Et comme le lecteur par le jeu de l’empathie s’est identifié avec le personnage principal, cette révélation personnelle que ressent le personnage transporte alors le thème directement à portée de la compréhension du lecteur. Et comme le thème est ce qui explique cette révélation, le lien émotionnel entre le lecteur et le héros prépare le lecteur à recevoir le thème dans son entièreté.

Le héros doit choisir entre deux lignes de conduite. Il doit prendre une décision morale. Cette décision est la concrétisation de la révélation personnelle qu’il vient de connaître.

Pour John Truby, le thème a le plus grand impact sur le lecteur au moment de la révélation thématique. Cette révélation thématique dépasse les limites de l’histoire, va au-delà des personnages et offre un point de vue sur le monde, sur une conduite que l’on devrait tenir, sur ce que c’est que de vivre. Contrairement à la révélation personnelle qui concerne le héros de votre histoire, la révélation thématique est un processus qui se produit chez le lecteur.
Le lecteur comprend l’histoire, y voit toutes les ramifications de ce qu’elle signifie et pas seulement chez le personnage mais aussi chez le lecteur lui-même. On ne devrait jamais ressortir totalement indemne d’une bonne histoire.
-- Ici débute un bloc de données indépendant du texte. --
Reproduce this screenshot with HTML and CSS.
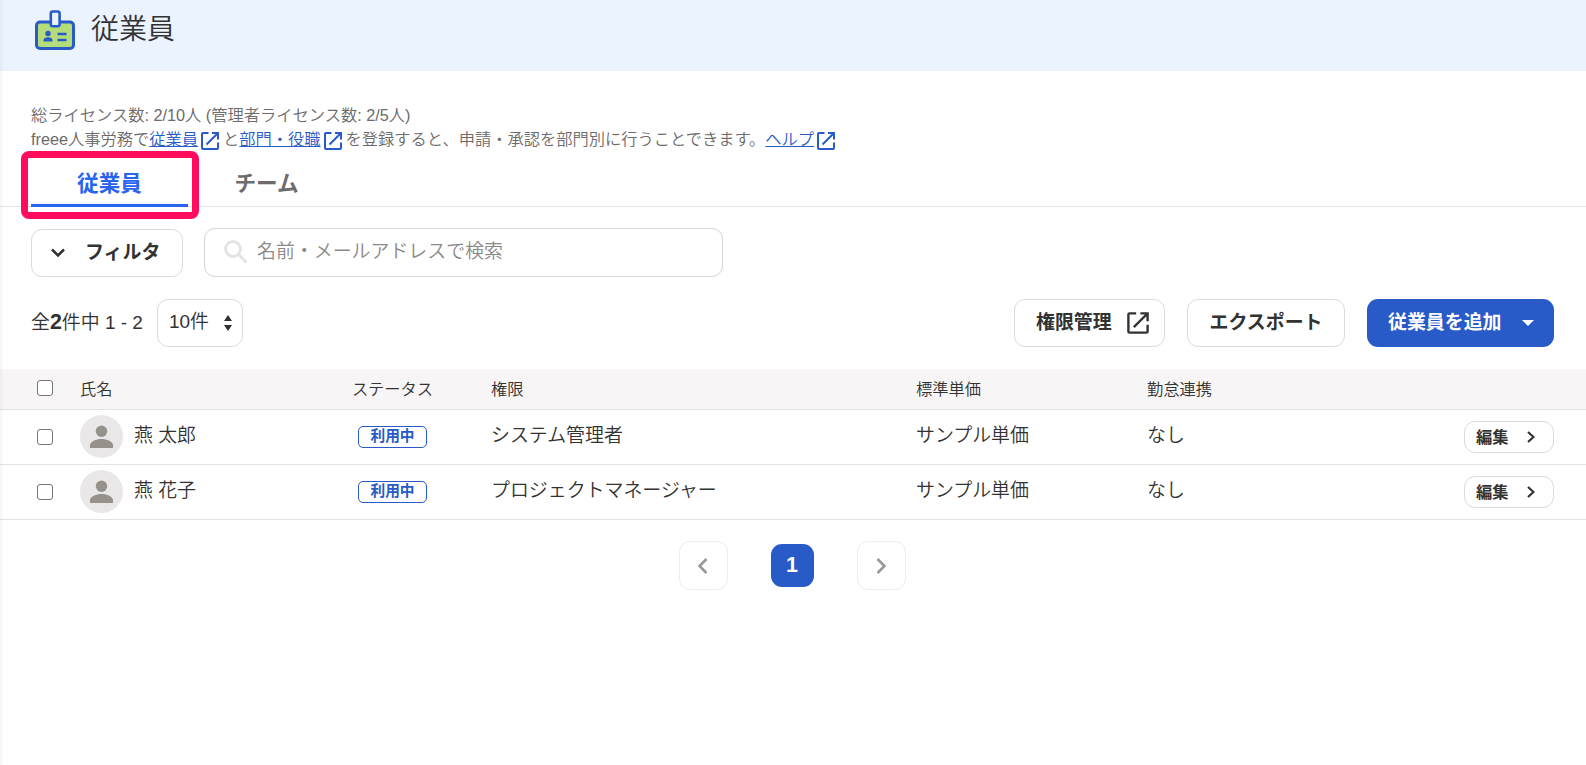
FILE: index.html
```html
<!DOCTYPE html>
<html lang="ja">
<head>
  <meta charset="UTF-8" />
  <meta name="viewport" content="width=device-width, initial-scale=1.0" />
  <title>従業員</title>
  <link rel="stylesheet" href="styles.css">
</head>
<body>
  <svg class="defs" width="0" height="0">
    <symbol id="icon-external" viewBox="0 0 20 20">
      <path d="M8.500 2H3a1 1 0 0 0-1 1v14a1 1 0 0 0 1 1h14a1 1 0 0 0 1-1v-5.500M12 2h6v6.500M17.500 2.500 6.500 13.500" />
    </symbol>
    <symbol id="icon-person" viewBox="0 0 43 43">
      <circle cx="21.500" cy="16.300" r="5.700" />
      <path d="M10 33v-2.500C10 26.500 16 24 21.500 24S33 26.500 33 30.500V33z" />
    </symbol>
  </svg>

  <header class="page-header">
    <svg class="page-icon" width="40" height="41" viewBox="0 0 40 41">
      <rect x="1.500" y="12" width="37" height="26.500" rx="3.500" fill="#b5dc7b" stroke="#285ac8" stroke-width="3" />
      <rect x="15.800" y="1.500" width="8.800" height="14.800" rx="2" fill="#ebf3ff" stroke="#285ac8" stroke-width="2.600" />
      <circle cx="13" cy="23.500" r="2.700" fill="#285ac8" />
      <path d="M8.500 31.500v-1c0-2 2-3.200 4.500-3.200s4.500 1.200 4.500 3.200v1z" fill="#285ac8" />
      <path d="M22.500 24h9M22.500 30h9" stroke="#285ac8" stroke-width="2.400" />
    </svg>
    <h1>従業員</h1>
  </header>

  <section class="notes">
    <p>総ライセンス数: 2/10人 (管理者ライセンス数: 2/5人)</p>
    <p class="note-line">freee人事労務で<a href="#">従業員</a><svg class="link-icon"><use href="#icon-external" /></svg>と<a href="#">部門・役職</a><svg class="link-icon"><use href="#icon-external" /></svg>を登録すると、申請・承認を部門別に行うことできます。<a href="#">ヘルプ</a><svg class="link-icon"><use href="#icon-external" /></svg></p>
  </section>

  <nav class="tabs">
    <a class="tab active" href="#">従業員<span class="tab-highlight"></span></a>
    <a class="tab" href="#">チーム</a>
  </nav>

  <div class="search-row">
    <button class="btn filter-btn">
      <svg width="14" height="10" viewBox="0 0 14 10"><path d="M1 1.500l6 6 6-6" /></svg>
      <span>フィルタ</span>
    </button>
    <div class="search-box">
      <svg width="24" height="24" viewBox="0 0 24 24"><circle cx="9" cy="9" r="7.500" /><path d="M14.500 14.500l8 8" /></svg>
      <span>名前・メールアドレスで検索</span>
    </div>
  </div>

  <div class="action-row">
    <div class="count">全<b>2</b>件中 1 - 2</div>
    <div class="per-page">
      <span>10件</span>
      <svg width="8" height="16" viewBox="0 0 8 16"><path d="M4 0l4 6H0zM4 16l4-6H0z" /></svg>
    </div>
    <div class="actions">
      <button class="btn permission-btn"><span>権限管理</span><svg class="btn-icon"><use href="#icon-external" /></svg></button>
      <button class="btn export-btn"><span>エクスポート</span></button>
      <button class="btn add-btn"><span>従業員を追加</span><svg width="12" height="6" viewBox="0 0 12 6"><path d="M0 0h12L6 6z" /></svg></button>
    </div>
  </div>

  <table class="employees">
    <thead>
      <tr>
        <th class="col-check"><span class="checkbox"></span></th>
        <th class="col-name">氏名</th>
        <th class="col-status">ステータス</th>
        <th class="col-role">権限</th>
        <th class="col-price">標準単価</th>
        <th class="col-link">勤怠連携</th>
        <th></th>
      </tr>
    </thead>
    <tbody>
      <tr>
        <td><span class="checkbox"></span></td>
        <td><div class="person"><svg class="avatar"><use href="#icon-person" /></svg><span class="txt">燕 太郎</span></div></td>
        <td class="col-status"><span class="badge">利用中</span></td>
        <td><span class="txt">システム管理者</span></td>
        <td><span class="txt">サンプル単価</span></td>
        <td><span class="txt">なし</span></td>
        <td class="col-edit"><button class="btn edit-btn"><span>編集</span><svg width="8" height="12" viewBox="0 0 8 12"><path d="M1 1l5.500 5L1 11" /></svg></button></td>
      </tr>
      <tr>
        <td><span class="checkbox"></span></td>
        <td><div class="person"><svg class="avatar"><use href="#icon-person" /></svg><span class="txt">燕 花子</span></div></td>
        <td class="col-status"><span class="badge">利用中</span></td>
        <td><span class="txt">プロジェクトマネージャー</span></td>
        <td><span class="txt">サンプル単価</span></td>
        <td><span class="txt">なし</span></td>
        <td class="col-edit"><button class="btn edit-btn"><span>編集</span><svg width="8" height="12" viewBox="0 0 8 12"><path d="M1 1l5.500 5L1 11" /></svg></button></td>
      </tr>
    </tbody>
  </table>

  <div class="pagination">
    <a class="page-arrow" href="#"><svg width="10" height="16" viewBox="0 0 10 16"><path d="M8.500 1L1.500 8l7 7" /></svg></a>
    <a class="page-current" href="#">1</a>
    <a class="page-arrow" href="#"><svg width="10" height="16" viewBox="0 0 10 16"><path d="M1.500 1l7 7-7 7" /></svg></a>
  </div>
</body>
</html>
```
FILE: styles.css
```css
* {
  margin: 0;
  padding: 0;
  box-sizing: border-box;
  font-family: "Liberation Sans", "Noto Sans CJK JP", sans-serif;
}

body {
  min-height: 100vh;
  background: #fff;
  color: #323232;
  font-size: 18.93px;
  font-weight: 350;
  overflow: hidden;
  position: relative;
}

/* soft edge left by the side menu */
body::after {
  content: "";
  position: absolute;
  left: 0;
  top: 0;
  width: 4px;
  height: 100%;
  background: linear-gradient(to right, rgba(0, 0, 0, 0.04), rgba(0, 0, 0, 0));
}

svg {
  display: block;
  flex: none;
  fill: none;
}

.defs {
  position: absolute;
}

.page-header {
  display: flex;
  height: 71px;
  padding: 10px 0 0 35px;
  background: #ebf3ff;
}

.page-header h1 {
  margin-left: 16px;
  font-size: 28px;
  line-height: 40px;
  font-weight: 350;
}

.notes {
  padding: 32px 31px 0;
  color: #6e6b6b;
  font-size: 16.25px;
  line-height: 24px;
}

.note-line {
  display: flex;
}

.notes a {
  color: #285ac8;
}

.link-icon {
  width: 20px;
  height: 20px;
  margin: 4px 3px 0 2px;
  stroke: #285ac8;
  stroke-width: 2;
}

.tabs {
  display: flex;
  height: 56px;
  padding-left: 31px;
  border-bottom: 1px solid #e4e2e2;
}

.tab {
  position: relative;
  width: 157px;
  height: 56px;
  border-bottom: 3px solid transparent;
  color: #6e6b6b;
  font-size: 21.6px;
  font-weight: bold;
  line-height: 65px;
  text-align: center;
  text-decoration: none;
}

.tab.active {
  border-bottom-color: #2864f0;
  color: #2864f0;
}

.tab-highlight {
  position: absolute;
  left: -10px;
  top: 0;
  width: 178px;
  height: 68px;
  border: 7px solid #ff0d5c;
  border-radius: 8px;
}

.btn {
  display: flex;
  align-items: center;
  height: 48px;
  border: 1px solid #dcdada;
  border-radius: 11px;
  background: #fff;
  color: #323232;
  font-size: 18.93px;
  font-weight: bold;
  white-space: nowrap;
}

.btn svg {
  stroke: #323232;
  stroke-width: 2.500;
}

.btn span {
  line-height: 24px;
  margin-bottom: 1px;
}

.search-row {
  display: flex;
  align-items: flex-end;
  gap: 21px;
  padding: 21px 31px 0;
}

.filter-btn {
  width: 152px;
  padding-left: 19px;
  gap: 20px;
}

.search-box {
  display: flex;
  align-items: center;
  width: 519px;
  height: 49px;
  padding-left: 19px;
  gap: 9px;
  border: 1px solid #d7d5d5;
  border-radius: 11px;
  color: #8c8989;
}

.search-box svg {
  margin-top: -2px;
  stroke: #e4e2e2;
  stroke-width: 2.800;
}

.search-box span {
  line-height: 24px;
  margin-bottom: 2px;
}

.action-row {
  display: flex;
  align-items: center;
  padding: 22px 32px 22px 31px;
}

.count {
  width: 126px;
  line-height: 24px;
  margin-bottom: 2px;
  white-space: nowrap;
}

.count b {
  font-size: 21.4px;
  font-weight: bold;
}

.per-page {
  display: flex;
  align-items: center;
  justify-content: space-between;
  width: 86px;
  height: 48px;
  padding: 0 10px 0 11px;
  border: 1px solid #dcdada;
  border-radius: 11px;
}

.per-page span {
  line-height: 24px;
  margin-bottom: 2px;
}

.per-page svg {
  fill: #323232;
}

.actions {
  display: flex;
  gap: 22px;
  margin-left: auto;
}

.permission-btn {
  width: 151px;
  padding-left: 21px;
  gap: 14px;
}

.btn .btn-icon {
  width: 24px;
  height: 24px;
  stroke-width: 2;
}

.export-btn {
  width: 158px;
  justify-content: center;
}

.add-btn {
  width: 187px;
  padding-left: 21px;
  gap: 20px;
  border: 0;
  background: #285ac8;
  color: #fff;
}

.add-btn svg {
  fill: #fff;
  stroke: none;
}

.employees {
  width: 100%;
  table-layout: fixed;
  border-collapse: separate;
  border-spacing: 0;
}

.employees th {
  height: 41px;
  background: #f7f5f5;
  border-bottom: 1px solid #e4e2e2;
  font-size: 16.25px;
  font-weight: 350;
  line-height: 24px;
  padding-bottom: 1px;
  text-align: left;
}

.employees td {
  height: 55px;
  border-bottom: 1px solid #e4e2e2;
  vertical-align: middle;
}

.employees .col-status {
  width: 197px;
  text-align: center;
}

.col-check {
  width: 80px;
}

.col-name {
  width: 214px;
}

.col-role {
  width: 425px;
}

.col-price {
  width: 231px;
}

.col-link {
  width: 231px;
}

.checkbox {
  display: block;
  width: 16px;
  height: 16px;
  margin: 0 0 1px 37px;
  border: 1.5px solid #767676;
  border-radius: 3px;
  background: #fff;
}

.person {
  display: flex;
  align-items: center;
  gap: 11px;
  margin-bottom: 1px;
}

.avatar {
  width: 43px;
  height: 43px;
  border-radius: 50%;
  background: #e9e7e7;
  fill: #96918b;
}

.txt {
  display: block;
  line-height: 24px;
  margin-bottom: 2px;
}

.badge {
  display: block;
  width: 69px;
  height: 22px;
  margin: 0 auto;
  border: 1px solid #285ac8;
  border-radius: 5px;
  color: #285ac8;
  font-size: 14.7px;
  font-weight: bold;
  line-height: 18px;
}

.edit-btn {
  width: 90px;
  height: 32px;
  margin: 0 32px 0 auto;
  padding-left: 11px;
  gap: 18px;
  font-size: 16.25px;
}

.edit-btn svg {
  stroke-width: 2.200;
}

.pagination {
  display: flex;
  align-items: center;
  justify-content: center;
  gap: 43px;
  padding: 21px 2px 0 0;
}

.page-arrow {
  display: flex;
  align-items: center;
  justify-content: center;
  width: 49px;
  height: 49px;
  border: 1px solid #eeecec;
  border-radius: 11px;
}

.page-arrow svg {
  stroke: #989898;
  stroke-width: 2.600;
}

.page-current {
  width: 43px;
  height: 43px;
  border-radius: 11px;
  background: #285ac8;
  color: #fff;
  font-size: 21.4px;
  font-weight: bold;
  line-height: 43px;
  text-align: center;
  text-decoration: none;
}
```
Il est important aussi de maintenir un équilibre de puissance entre le protagoniste et l’antagoniste non seulement en tant que personnages, au niveau de l’intrigue mais aussi au niveau de l’argumentation morale.
En somme, les différents arguments que vous exposerez au travers du héros et du méchant de l’histoire devraient être de force égale, défendus avec la même vigueur. Parce que si le héros est trop fort, l’antagoniste ne pourra pas le pousser jusque dans ces derniers retranchements et si c’est le méchant de l’histoire qui est vraiment trop intelligent, vous allez affaiblir votre héros et le mettre dans des situations dont il ne pourra pas s’extirper sans intervention divine. Pire en fait que cela, votre héros prendra la figure de la victime devant un méchant qui le surpasse en tous points.